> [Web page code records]
>>>>
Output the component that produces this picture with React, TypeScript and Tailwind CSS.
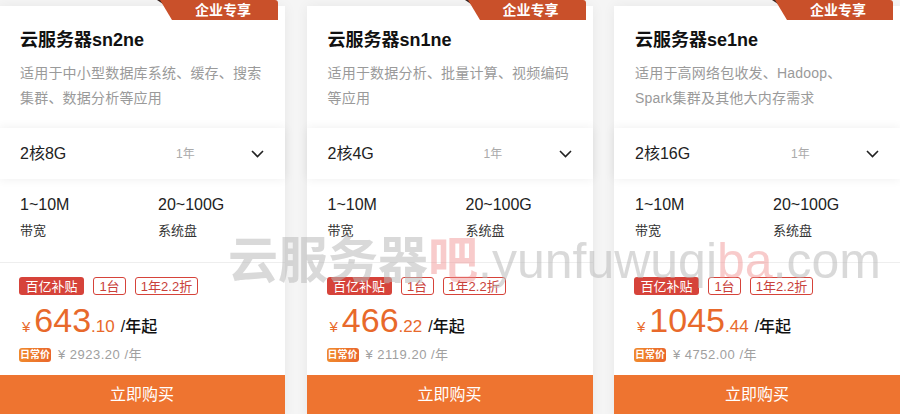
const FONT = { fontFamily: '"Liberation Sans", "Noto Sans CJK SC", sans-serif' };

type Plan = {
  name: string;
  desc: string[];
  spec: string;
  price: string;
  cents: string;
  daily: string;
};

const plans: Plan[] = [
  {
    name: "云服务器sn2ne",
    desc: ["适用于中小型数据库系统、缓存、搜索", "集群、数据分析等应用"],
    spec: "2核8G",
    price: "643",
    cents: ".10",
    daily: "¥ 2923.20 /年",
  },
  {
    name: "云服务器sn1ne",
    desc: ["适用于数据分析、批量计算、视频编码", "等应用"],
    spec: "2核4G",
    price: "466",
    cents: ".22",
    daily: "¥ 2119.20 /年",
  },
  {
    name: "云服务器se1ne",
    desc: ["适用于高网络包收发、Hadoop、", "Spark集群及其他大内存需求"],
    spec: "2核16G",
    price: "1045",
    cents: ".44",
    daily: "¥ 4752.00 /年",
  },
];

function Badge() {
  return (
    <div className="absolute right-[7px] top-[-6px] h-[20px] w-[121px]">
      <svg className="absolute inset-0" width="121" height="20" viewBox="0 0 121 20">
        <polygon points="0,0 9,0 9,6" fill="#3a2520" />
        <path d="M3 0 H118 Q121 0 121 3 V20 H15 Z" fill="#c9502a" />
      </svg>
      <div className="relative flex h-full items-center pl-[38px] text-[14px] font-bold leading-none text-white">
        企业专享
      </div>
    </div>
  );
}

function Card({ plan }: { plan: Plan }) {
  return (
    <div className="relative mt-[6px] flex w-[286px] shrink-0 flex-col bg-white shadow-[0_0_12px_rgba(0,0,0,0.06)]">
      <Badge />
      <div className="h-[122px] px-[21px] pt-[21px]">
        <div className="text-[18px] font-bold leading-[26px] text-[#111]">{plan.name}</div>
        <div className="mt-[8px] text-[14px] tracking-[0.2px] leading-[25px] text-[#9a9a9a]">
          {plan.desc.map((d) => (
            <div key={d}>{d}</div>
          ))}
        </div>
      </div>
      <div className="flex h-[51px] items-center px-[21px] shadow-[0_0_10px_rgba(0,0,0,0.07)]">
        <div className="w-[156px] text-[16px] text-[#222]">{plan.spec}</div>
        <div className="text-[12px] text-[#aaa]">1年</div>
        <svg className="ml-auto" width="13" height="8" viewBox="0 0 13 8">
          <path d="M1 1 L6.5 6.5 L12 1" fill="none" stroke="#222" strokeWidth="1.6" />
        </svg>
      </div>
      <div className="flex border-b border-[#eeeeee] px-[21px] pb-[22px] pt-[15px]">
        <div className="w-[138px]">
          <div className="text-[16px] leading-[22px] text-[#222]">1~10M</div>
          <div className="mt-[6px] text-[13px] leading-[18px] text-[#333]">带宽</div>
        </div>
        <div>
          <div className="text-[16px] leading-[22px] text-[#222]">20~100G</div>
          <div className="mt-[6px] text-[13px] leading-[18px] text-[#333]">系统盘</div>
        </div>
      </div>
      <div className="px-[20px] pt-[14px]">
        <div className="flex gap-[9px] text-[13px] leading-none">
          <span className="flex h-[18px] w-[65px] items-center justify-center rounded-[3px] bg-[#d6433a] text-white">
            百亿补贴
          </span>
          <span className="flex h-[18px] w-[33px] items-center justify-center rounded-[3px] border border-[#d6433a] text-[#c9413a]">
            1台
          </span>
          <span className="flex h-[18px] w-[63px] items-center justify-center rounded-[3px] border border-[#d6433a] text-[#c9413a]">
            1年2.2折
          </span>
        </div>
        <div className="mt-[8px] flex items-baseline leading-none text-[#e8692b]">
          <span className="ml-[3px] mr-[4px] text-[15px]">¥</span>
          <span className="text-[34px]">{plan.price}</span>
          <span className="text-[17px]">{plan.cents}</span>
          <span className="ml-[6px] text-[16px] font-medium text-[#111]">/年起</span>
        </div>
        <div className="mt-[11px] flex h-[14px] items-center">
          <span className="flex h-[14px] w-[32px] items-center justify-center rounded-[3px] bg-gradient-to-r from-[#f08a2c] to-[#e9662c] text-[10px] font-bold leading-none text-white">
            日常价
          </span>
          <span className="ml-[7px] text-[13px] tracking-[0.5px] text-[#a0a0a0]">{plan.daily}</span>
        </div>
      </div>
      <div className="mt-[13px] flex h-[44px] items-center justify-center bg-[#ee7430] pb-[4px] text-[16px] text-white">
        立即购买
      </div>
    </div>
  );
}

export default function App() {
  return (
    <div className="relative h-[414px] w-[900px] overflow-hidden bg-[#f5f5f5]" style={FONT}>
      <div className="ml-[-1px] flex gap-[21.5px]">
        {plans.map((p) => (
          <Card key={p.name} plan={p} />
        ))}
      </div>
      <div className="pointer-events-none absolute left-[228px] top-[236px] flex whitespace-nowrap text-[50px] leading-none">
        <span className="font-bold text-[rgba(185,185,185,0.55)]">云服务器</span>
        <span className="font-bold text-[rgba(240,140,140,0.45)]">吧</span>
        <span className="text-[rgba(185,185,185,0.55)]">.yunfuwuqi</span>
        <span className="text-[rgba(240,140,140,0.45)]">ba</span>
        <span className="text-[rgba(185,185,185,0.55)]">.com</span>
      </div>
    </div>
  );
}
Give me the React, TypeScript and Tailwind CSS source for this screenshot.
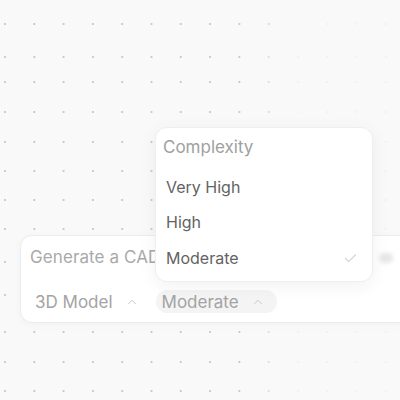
<<<<
> [Task prompt]
Show every line of the records above that contains the word "this".

> [Expected output]
Output the component that produces this picture with React, TypeScript and Tailwind CSS.
Give me the React, TypeScript and Tailwind CSS source for this screenshot.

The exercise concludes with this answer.